If SAP is successful with its definition of indirect access, then these players will most likely be (or already are) making a move to enforcing indirect access. Other enterprise players who are looking to grow the market share or do not have the “tight” hold on the customer are not looking to do this.
Some of the indirect access claims made by SAP are used to unfairly limit competition — which makes them illegal under the Sherman Anti-Trust Act. However, what is legal and what illegal has less to do with what is on the books and more to do with what is enforced. The FTC does little to enforce the US’s well designed anti-trust legislation. US citizens have any idea what anti-trust legislation is or why it is necessary. However, there are techniques for dealing with SAP’s use of indirect access
Some companies specialize in SAP and Oracle audit management. One company that I found when doing this research that had impressive content is UpperEdge.

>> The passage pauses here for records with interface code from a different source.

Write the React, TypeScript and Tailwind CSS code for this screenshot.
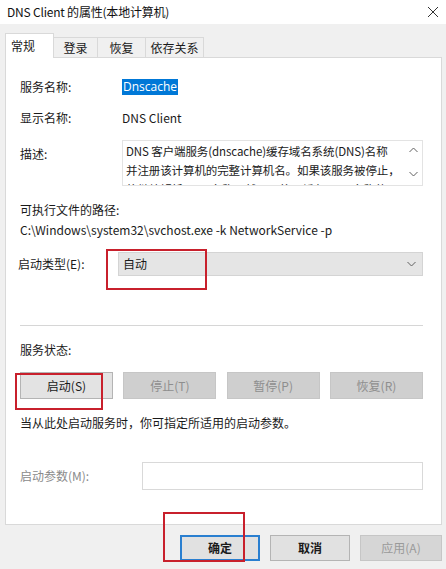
import React from "react";

const font = { fontFamily: '"Noto Sans CJK SC", "Noto Sans", sans-serif' };

function Chevron({ up }: { up?: boolean }) {
  return (
    <svg width="9" height="6" viewBox="0 0 9 6" className="block">
      <path
        d={up ? "M0.5 5 L4.5 1 L8.5 5" : "M0.5 1 L4.5 5 L8.5 1"}
        fill="none"
        stroke="#606060"
        strokeWidth="1"
      />
    </svg>
  );
}

export default function App() {
  return (
    <div
      className="relative w-[446px] h-[569px] bg-[#f0f0f0] text-[12px] text-[#1a1a1a] overflow-hidden"
      style={font}
    >
      {/* Title bar */}
      <div className="h-[24px] bg-white flex items-center justify-between pl-[7px] pr-[7px]">
        <span className="text-[12px] leading-none text-[#111] tracking-[-0.2px]">DNS Client 的属性(本地计算机)</span>
        <svg width="12" height="12" viewBox="0 0 12 12">
          <path d="M1 1 L11 11 M11 1 L1 11" stroke="#333" strokeWidth="1" />
        </svg>
      </div>

      <div className="pl-[5px] pr-[4px] pt-[9px]">
        {/* Tabs */}
        <div className="flex items-end h-[24px] relative z-10">
          <div className="h-[25px] w-[49px] bg-white border border-b-0 border-[#d9d9d9] flex items-center pl-[5px] text-[12px] mb-[-1px]">
            常规
          </div>
          <div className="h-[20px] w-[44px] bg-[#f0f0f0] border border-l-0 border-b-0 border-[#d9d9d9] flex items-center justify-center">
            登录
          </div>
          <div className="h-[20px] w-[48px] bg-[#f0f0f0] border border-l-0 border-b-0 border-[#d9d9d9] flex items-center justify-center">
            恢复
          </div>
          <div className="h-[20px] w-[58px] bg-[#f0f0f0] border border-l-0 border-b-0 border-[#d9d9d9] flex items-center justify-center">
            依存关系
          </div>
        </div>

        {/* Panel */}
        <div className="h-[468px] bg-white border border-[#d9d9d9] pl-[14px] pr-[18px] flex flex-col">
          <div className="h-[20px] mt-[19px] flex items-center">
            <span className="w-[102px]">服务名称:</span>
            <span className="bg-[#0078d7] text-white px-[1px] leading-[16px]" style={{ fontFamily: '"Open Sans", "Noto Sans", sans-serif' }}>
              Dnscache
            </span>
          </div>
          <div className="h-[20px] mt-[11px] flex items-center">
            <span className="w-[102px]">显示名称:</span>
            <span>DNS Client</span>
          </div>
          <div className="h-[46px] mt-[12px] flex">
            <span className="w-[102px] pt-[5px]">描述:</span>
            <div className="flex-1 border border-[#e3e3e3] flex overflow-hidden">
              <div className="flex-1 pl-[3px] pt-[1px] text-[11.5px] leading-[19px] overflow-hidden whitespace-nowrap tracking-[-0.1px]">
                <div>DNS 客户端服务(dnscache)缓存域名系统(DNS)名称</div>
                <div>并注册该计算机的完整计算机名。如果该服务被停止，</div>
                <div>将继续解析 DNS 名称。然而，将不缓存 DNS 名称的</div>
              </div>
              <div className="w-[18px] flex flex-col items-center justify-between pt-[6px] pb-[8px]">
                <Chevron up />
                <Chevron />
              </div>
            </div>
          </div>
          <div className="h-[20px] mt-[14px] flex items-center">可执行文件的路径:</div>
          <div className="h-[20px] flex items-center">C:\Windows\system32\svchost.exe -k NetworkService -p</div>
          <div className="h-[24px] mt-[12px] flex items-center">
            <span className="w-[100px] -ml-[2px]">启动类型(E):</span>
            <div className="flex-1 h-[24px] bg-[#e5e5e5] border border-[#d4d4d4] flex items-center justify-between pl-[4px] pr-[6px]">
              <span>自动</span>
              <Chevron />
            </div>
          </div>
          <div className="h-[1px] bg-[#d6d6d6] mt-[49px]" />
          <div className="h-[20px] mt-[14px] flex items-center">服务状态:</div>
          <div className="h-[27px] mt-[12px] flex justify-between">
            <div className="w-[93px] bg-[#e3e3e3] border border-[#b4b4b4] flex items-center justify-center">启动(S)</div>
            <div className="w-[93px] bg-[#cfcfcf] border border-[#c6c6c6] flex items-center justify-center text-[#8e8e8e]">停止(T)</div>
            <div className="w-[93px] bg-[#cfcfcf] border border-[#c6c6c6] flex items-center justify-center text-[#8e8e8e]">暂停(P)</div>
            <div className="w-[93px] bg-[#cfcfcf] border border-[#c6c6c6] flex items-center justify-center text-[#8e8e8e]">恢复(R)</div>
          </div>
          <div className="h-[20px] mt-[14px] flex items-center">当从此处启动服务时，你可指定所适用的启动参数。</div>
          <div className="h-[28px] mt-[29px] flex items-center">
            <span className="w-[122px] text-[#8a8a8a]">启动参数(M):</span>
            <div className="flex-1 h-[28px] border border-[#d9d9d9] bg-white" />
          </div>
        </div>

        {/* Footer buttons */}
        <div className="flex h-[26px] mt-[10px] pl-[175px] gap-[10px]">
          <div className="w-[82px] bg-[#e1e1e1] border-2 border-[#2a7fd0] flex items-center justify-center font-bold">确定</div>
          <div className="w-[82px] bg-[#e1e1e1] border border-[#b4b4b4] flex items-center justify-center font-bold">取消</div>
          <div className="w-[84px] bg-[#d6d6d6] border border-[#c6c6c6] flex items-center justify-center text-[#9a9a9a]">应用(A)</div>
        </div>
      </div>

      {/* Red annotation boxes (overlays) */}
      <div className="absolute left-[106px] top-[249px] w-[101px] h-[41px] border-2 border-[#c8202c]" />
      <div className="absolute left-[15px] top-[373px] w-[88px] h-[37px] border-2 border-[#c8202c]" />
      <div className="absolute left-[163px] top-[512px] w-[82px] h-[50px] border-2 border-[#c8202c]" />
    </div>
  );
}
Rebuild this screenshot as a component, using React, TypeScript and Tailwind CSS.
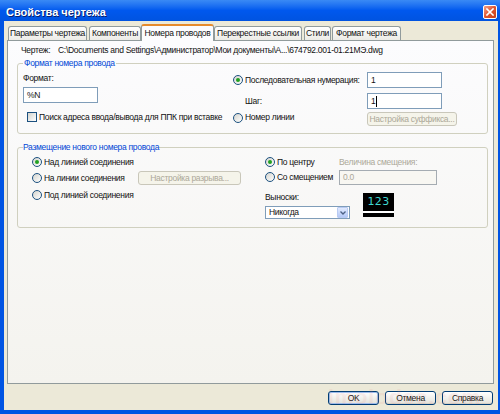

Getting specialists in this is important because consulting companies are not going to want to stand up to SAP. Their primary objective is to increase some SAP services that they sell, and supporting their clients, or giving them information to help against SAP is not where the consulting company wants to be. Consulting companies can be easily retaliated against by SAP, and therefore they won’t risk offending SAP. SAP’s consulting partners should be viewed as merely adjunct sales arms of SAP itself with an ingrained inability to present a non SAP biased perspective to their clients. Their role is to repeat SAP was messaging, and till the cash register.
There is a specialized knowledge that is necessary for developing the data to determine the right numbers of the different types of licenses to purchase as well as how to prepare for an SAP audit.
- Most companies do not have the internal knowledge to do a good job at this.
- SAP, on the other hand, are specialists at auditing companies. They have a dedicated team that does nothing but audits.